Give the data again exactly as written, skipping any pictures.

[start]

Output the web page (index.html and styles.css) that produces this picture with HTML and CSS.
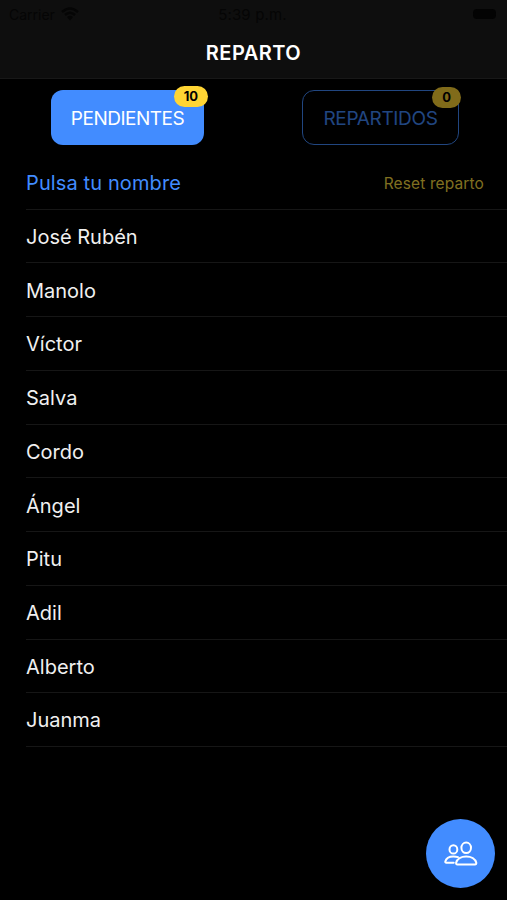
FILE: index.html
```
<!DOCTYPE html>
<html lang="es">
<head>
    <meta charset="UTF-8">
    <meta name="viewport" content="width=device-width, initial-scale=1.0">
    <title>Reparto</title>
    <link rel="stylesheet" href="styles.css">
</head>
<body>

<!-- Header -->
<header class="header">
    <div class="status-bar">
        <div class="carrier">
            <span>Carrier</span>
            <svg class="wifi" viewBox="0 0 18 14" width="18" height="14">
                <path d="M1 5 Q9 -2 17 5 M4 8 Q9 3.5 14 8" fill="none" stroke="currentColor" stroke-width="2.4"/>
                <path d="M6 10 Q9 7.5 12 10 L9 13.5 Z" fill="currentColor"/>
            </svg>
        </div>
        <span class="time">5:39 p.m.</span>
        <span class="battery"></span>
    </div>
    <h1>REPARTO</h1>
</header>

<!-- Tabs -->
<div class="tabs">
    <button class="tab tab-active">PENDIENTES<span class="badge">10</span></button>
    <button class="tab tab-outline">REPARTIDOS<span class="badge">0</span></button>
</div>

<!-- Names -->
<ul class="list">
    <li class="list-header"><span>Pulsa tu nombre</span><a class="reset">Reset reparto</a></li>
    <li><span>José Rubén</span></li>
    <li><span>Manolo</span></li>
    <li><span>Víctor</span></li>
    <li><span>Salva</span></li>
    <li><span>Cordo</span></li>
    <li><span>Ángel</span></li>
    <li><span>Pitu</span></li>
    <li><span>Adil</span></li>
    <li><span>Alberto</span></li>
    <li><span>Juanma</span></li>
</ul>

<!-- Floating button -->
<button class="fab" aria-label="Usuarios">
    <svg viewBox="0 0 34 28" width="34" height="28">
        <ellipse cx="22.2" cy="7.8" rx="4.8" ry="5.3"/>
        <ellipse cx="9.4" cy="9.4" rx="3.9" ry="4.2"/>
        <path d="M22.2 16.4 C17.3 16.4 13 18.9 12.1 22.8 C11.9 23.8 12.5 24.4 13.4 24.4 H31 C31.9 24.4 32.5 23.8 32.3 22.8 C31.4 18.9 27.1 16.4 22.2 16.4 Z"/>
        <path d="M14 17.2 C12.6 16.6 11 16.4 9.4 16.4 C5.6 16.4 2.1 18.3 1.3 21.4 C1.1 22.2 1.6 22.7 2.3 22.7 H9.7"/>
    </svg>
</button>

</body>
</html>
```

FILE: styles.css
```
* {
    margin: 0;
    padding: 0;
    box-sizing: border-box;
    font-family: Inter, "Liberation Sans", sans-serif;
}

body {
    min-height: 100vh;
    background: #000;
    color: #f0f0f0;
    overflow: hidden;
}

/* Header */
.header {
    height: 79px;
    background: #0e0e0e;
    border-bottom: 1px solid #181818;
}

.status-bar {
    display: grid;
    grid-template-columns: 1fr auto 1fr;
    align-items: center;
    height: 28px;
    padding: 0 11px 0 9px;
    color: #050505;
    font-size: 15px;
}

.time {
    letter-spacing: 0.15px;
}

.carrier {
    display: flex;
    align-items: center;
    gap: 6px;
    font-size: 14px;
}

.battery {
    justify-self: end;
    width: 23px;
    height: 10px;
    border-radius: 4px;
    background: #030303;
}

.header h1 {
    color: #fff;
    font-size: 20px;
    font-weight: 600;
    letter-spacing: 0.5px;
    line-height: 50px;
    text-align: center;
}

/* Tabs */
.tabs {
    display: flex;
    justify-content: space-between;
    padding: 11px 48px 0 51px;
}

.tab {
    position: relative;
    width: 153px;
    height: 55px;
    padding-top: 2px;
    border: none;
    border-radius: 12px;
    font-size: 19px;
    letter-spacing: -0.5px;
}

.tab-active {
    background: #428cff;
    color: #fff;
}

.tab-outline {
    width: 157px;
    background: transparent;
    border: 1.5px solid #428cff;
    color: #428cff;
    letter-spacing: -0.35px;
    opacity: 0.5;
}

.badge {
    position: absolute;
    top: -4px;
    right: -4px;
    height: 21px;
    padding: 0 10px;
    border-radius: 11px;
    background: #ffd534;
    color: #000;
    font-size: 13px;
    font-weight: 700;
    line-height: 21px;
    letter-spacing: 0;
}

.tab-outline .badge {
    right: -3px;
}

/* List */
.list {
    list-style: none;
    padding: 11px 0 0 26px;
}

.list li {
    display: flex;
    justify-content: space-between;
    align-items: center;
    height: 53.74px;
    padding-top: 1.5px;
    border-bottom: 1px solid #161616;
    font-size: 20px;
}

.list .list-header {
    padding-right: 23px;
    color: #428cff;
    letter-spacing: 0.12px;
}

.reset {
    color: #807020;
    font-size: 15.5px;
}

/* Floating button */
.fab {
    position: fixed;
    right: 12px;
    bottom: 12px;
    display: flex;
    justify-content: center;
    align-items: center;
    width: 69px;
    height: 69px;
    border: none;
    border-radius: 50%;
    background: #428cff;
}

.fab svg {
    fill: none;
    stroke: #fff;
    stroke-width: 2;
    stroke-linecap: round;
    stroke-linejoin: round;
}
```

[end]

◆ FINAL ANSWER ◆
Output the web page (index.html and styles.css) that produces this picture with HTML and CSS.
FILE: index.html
```
<!DOCTYPE html>
<html lang="es">
<head>
    <meta charset="UTF-8">
    <meta name="viewport" content="width=device-width, initial-scale=1.0">
    <title>Reparto</title>
    <link rel="stylesheet" href="styles.css">
</head>
<body>

<!-- Header -->
<header class="header">
    <div class="status-bar">
        <div class="carrier">
            <span>Carrier</span>
            <svg class="wifi" viewBox="0 0 18 14" width="18" height="14">
                <path d="M1 5 Q9 -2 17 5 M4 8 Q9 3.5 14 8" fill="none" stroke="currentColor" stroke-width="2.4"/>
                <path d="M6 10 Q9 7.5 12 10 L9 13.5 Z" fill="currentColor"/>
            </svg>
        </div>
        <span class="time">5:39 p.m.</span>
        <span class="battery"></span>
    </div>
    <h1>REPARTO</h1>
</header>

<!-- Tabs -->
<div class="tabs">
    <button class="tab tab-active">PENDIENTES<span class="badge">10</span></button>
    <button class="tab tab-outline">REPARTIDOS<span class="badge">0</span></button>
</div>

<!-- Names -->
<ul class="list">
    <li class="list-header"><span>Pulsa tu nombre</span><a class="reset">Reset reparto</a></li>
    <li><span>José Rubén</span></li>
    <li><span>Manolo</span></li>
    <li><span>Víctor</span></li>
    <li><span>Salva</span></li>
    <li><span>Cordo</span></li>
    <li><span>Ángel</span></li>
    <li><span>Pitu</span></li>
    <li><span>Adil</span></li>
    <li><span>Alberto</span></li>
    <li><span>Juanma</span></li>
</ul>

<!-- Floating button -->
<button class="fab" aria-label="Usuarios">
    <svg viewBox="0 0 34 28" width="34" height="28">
        <ellipse cx="22.2" cy="7.8" rx="4.8" ry="5.3"/>
        <ellipse cx="9.4" cy="9.4" rx="3.9" ry="4.2"/>
        <path d="M22.2 16.4 C17.3 16.4 13 18.9 12.1 22.8 C11.9 23.8 12.5 24.4 13.4 24.4 H31 C31.9 24.4 32.5 23.8 32.3 22.8 C31.4 18.9 27.1 16.4 22.2 16.4 Z"/>
        <path d="M14 17.2 C12.6 16.6 11 16.4 9.4 16.4 C5.6 16.4 2.1 18.3 1.3 21.4 C1.1 22.2 1.6 22.7 2.3 22.7 H9.7"/>
    </svg>
</button>

</body>
</html>
```

FILE: styles.css
```
* {
    margin: 0;
    padding: 0;
    box-sizing: border-box;
    font-family: Inter, "Liberation Sans", sans-serif;
}

body {
    min-height: 100vh;
    background: #000;
    color: #f0f0f0;
    overflow: hidden;
}

/* Header */
.header {
    height: 79px;
    background: #0e0e0e;
    border-bottom: 1px solid #181818;
}

.status-bar {
    display: grid;
    grid-template-columns: 1fr auto 1fr;
    align-items: center;
    height: 28px;
    padding: 0 11px 0 9px;
    color: #050505;
    font-size: 15px;
}

.time {
    letter-spacing: 0.15px;
}

.carrier {
    display: flex;
    align-items: center;
    gap: 6px;
    font-size: 14px;
}

.battery {
    justify-self: end;
    width: 23px;
    height: 10px;
    border-radius: 4px;
    background: #030303;
}

.header h1 {
    color: #fff;
    font-size: 20px;
    font-weight: 600;
    letter-spacing: 0.5px;
    line-height: 50px;
    text-align: center;
}

/* Tabs */
.tabs {
    display: flex;
    justify-content: space-between;
    padding: 11px 48px 0 51px;
}

.tab {
    position: relative;
    width: 153px;
    height: 55px;
    padding-top: 2px;
    border: none;
    border-radius: 12px;
    font-size: 19px;
    letter-spacing: -0.5px;
}

.tab-active {
    background: #428cff;
    color: #fff;
}

.tab-outline {
    width: 157px;
    background: transparent;
    border: 1.5px solid #428cff;
    color: #428cff;
    letter-spacing: -0.35px;
    opacity: 0.5;
}

.badge {
    position: absolute;
    top: -4px;
    right: -4px;
    height: 21px;
    padding: 0 10px;
    border-radius: 11px;
    background: #ffd534;
    color: #000;
    font-size: 13px;
    font-weight: 700;
    line-height: 21px;
    letter-spacing: 0;
}

.tab-outline .badge {
    right: -3px;
}

/* List */
.list {
    list-style: none;
    padding: 11px 0 0 26px;
}

.list li {
    display: flex;
    justify-content: space-between;
    align-items: center;
    height: 53.74px;
    padding-top: 1.5px;
    border-bottom: 1px solid #161616;
    font-size: 20px;
}

.list .list-header {
    padding-right: 23px;
    color: #428cff;
    letter-spacing: 0.12px;
}

.reset {
    color: #807020;
    font-size: 15.5px;
}

/* Floating button */
.fab {
    position: fixed;
    right: 12px;
    bottom: 12px;
    display: flex;
    justify-content: center;
    align-items: center;
    width: 69px;
    height: 69px;
    border: none;
    border-radius: 50%;
    background: #428cff;
}

.fab svg {
    fill: none;
    stroke: #fff;
    stroke-width: 2;
    stroke-linecap: round;
    stroke-linejoin: round;
}
```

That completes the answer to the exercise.